Goal of the exercise: Quote the listing below in full and exactly as written, but omit every picture.

──────── Data provided ────────

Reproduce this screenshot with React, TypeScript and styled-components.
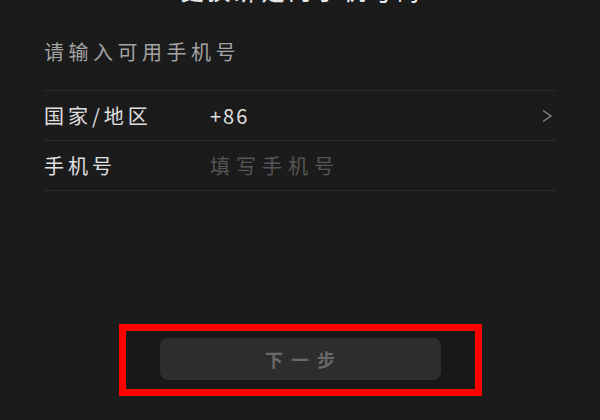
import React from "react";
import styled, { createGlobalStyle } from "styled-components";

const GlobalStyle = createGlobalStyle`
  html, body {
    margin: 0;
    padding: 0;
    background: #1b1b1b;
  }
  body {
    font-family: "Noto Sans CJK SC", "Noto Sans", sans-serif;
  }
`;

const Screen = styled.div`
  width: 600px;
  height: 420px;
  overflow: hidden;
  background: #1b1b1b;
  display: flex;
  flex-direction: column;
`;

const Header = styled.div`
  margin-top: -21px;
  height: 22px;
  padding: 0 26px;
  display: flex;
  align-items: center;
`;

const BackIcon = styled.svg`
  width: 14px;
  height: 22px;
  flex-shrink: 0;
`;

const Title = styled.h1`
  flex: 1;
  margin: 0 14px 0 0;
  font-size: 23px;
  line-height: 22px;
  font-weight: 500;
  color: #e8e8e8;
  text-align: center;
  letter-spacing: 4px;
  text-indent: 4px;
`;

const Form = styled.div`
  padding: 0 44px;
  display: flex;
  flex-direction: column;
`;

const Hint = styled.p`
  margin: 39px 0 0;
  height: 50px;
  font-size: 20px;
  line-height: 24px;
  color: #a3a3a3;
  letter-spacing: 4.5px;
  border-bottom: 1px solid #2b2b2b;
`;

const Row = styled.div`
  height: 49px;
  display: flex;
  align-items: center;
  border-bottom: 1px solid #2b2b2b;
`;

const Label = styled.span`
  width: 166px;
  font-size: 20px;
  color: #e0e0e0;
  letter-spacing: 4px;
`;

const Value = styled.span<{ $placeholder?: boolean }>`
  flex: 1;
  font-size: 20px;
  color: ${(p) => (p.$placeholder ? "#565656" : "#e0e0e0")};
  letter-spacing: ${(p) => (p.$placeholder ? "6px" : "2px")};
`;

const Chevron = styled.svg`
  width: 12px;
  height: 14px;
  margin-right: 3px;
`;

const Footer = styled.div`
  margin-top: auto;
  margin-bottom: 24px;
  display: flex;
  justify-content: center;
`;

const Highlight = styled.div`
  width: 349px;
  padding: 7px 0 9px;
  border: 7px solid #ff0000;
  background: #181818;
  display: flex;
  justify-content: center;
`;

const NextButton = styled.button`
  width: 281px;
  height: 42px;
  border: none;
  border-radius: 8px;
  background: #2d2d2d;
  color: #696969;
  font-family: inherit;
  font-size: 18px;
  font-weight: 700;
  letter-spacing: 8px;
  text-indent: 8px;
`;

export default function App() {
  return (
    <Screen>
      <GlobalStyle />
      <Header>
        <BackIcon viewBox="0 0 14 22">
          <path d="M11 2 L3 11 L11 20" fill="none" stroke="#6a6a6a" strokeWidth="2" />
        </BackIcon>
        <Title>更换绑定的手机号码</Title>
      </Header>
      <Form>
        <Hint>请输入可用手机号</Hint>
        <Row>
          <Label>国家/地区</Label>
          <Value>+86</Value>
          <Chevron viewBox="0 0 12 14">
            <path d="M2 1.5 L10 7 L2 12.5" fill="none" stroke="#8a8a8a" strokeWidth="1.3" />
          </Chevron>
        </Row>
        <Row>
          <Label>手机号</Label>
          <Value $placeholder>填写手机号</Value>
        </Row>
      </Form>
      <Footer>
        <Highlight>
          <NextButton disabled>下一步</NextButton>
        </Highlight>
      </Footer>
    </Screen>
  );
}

────────

Complete output:
Reproduce this screenshot with React, TypeScript and styled-components.
import React from "react";
import styled, { createGlobalStyle } from "styled-components";

const GlobalStyle = createGlobalStyle`
  html, body {
    margin: 0;
    padding: 0;
    background: #1b1b1b;
  }
  body {
    font-family: "Noto Sans CJK SC", "Noto Sans", sans-serif;
  }
`;

const Screen = styled.div`
  width: 600px;
  height: 420px;
  overflow: hidden;
  background: #1b1b1b;
  display: flex;
  flex-direction: column;
`;

const Header = styled.div`
  margin-top: -21px;
  height: 22px;
  padding: 0 26px;
  display: flex;
  align-items: center;
`;

const BackIcon = styled.svg`
  width: 14px;
  height: 22px;
  flex-shrink: 0;
`;

const Title = styled.h1`
  flex: 1;
  margin: 0 14px 0 0;
  font-size: 23px;
  line-height: 22px;
  font-weight: 500;
  color: #e8e8e8;
  text-align: center;
  letter-spacing: 4px;
  text-indent: 4px;
`;

const Form = styled.div`
  padding: 0 44px;
  display: flex;
  flex-direction: column;
`;

const Hint = styled.p`
  margin: 39px 0 0;
  height: 50px;
  font-size: 20px;
  line-height: 24px;
  color: #a3a3a3;
  letter-spacing: 4.5px;
  border-bottom: 1px solid #2b2b2b;
`;

const Row = styled.div`
  height: 49px;
  display: flex;
  align-items: center;
  border-bottom: 1px solid #2b2b2b;
`;

const Label = styled.span`
  width: 166px;
  font-size: 20px;
  color: #e0e0e0;
  letter-spacing: 4px;
`;

const Value = styled.span<{ $placeholder?: boolean }>`
  flex: 1;
  font-size: 20px;
  color: ${(p) => (p.$placeholder ? "#565656" : "#e0e0e0")};
  letter-spacing: ${(p) => (p.$placeholder ? "6px" : "2px")};
`;

const Chevron = styled.svg`
  width: 12px;
  height: 14px;
  margin-right: 3px;
`;

const Footer = styled.div`
  margin-top: auto;
  margin-bottom: 24px;
  display: flex;
  justify-content: center;
`;

const Highlight = styled.div`
  width: 349px;
  padding: 7px 0 9px;
  border: 7px solid #ff0000;
  background: #181818;
  display: flex;
  justify-content: center;
`;

const NextButton = styled.button`
  width: 281px;
  height: 42px;
  border: none;
  border-radius: 8px;
  background: #2d2d2d;
  color: #696969;
  font-family: inherit;
  font-size: 18px;
  font-weight: 700;
  letter-spacing: 8px;
  text-indent: 8px;
`;

export default function App() {
  return (
    <Screen>
      <GlobalStyle />
      <Header>
        <BackIcon viewBox="0 0 14 22">
          <path d="M11 2 L3 11 L11 20" fill="none" stroke="#6a6a6a" strokeWidth="2" />
        </BackIcon>
        <Title>更换绑定的手机号码</Title>
      </Header>
      <Form>
        <Hint>请输入可用手机号</Hint>
        <Row>
          <Label>国家/地区</Label>
          <Value>+86</Value>
          <Chevron viewBox="0 0 12 14">
            <path d="M2 1.5 L10 7 L2 12.5" fill="none" stroke="#8a8a8a" strokeWidth="1.3" />
          </Chevron>
        </Row>
        <Row>
          <Label>手机号</Label>
          <Value $placeholder>填写手机号</Value>
        </Row>
      </Form>
      <Footer>
        <Highlight>
          <NextButton disabled>下一步</NextButton>
        </Highlight>
      </Footer>
    </Screen>
  );
}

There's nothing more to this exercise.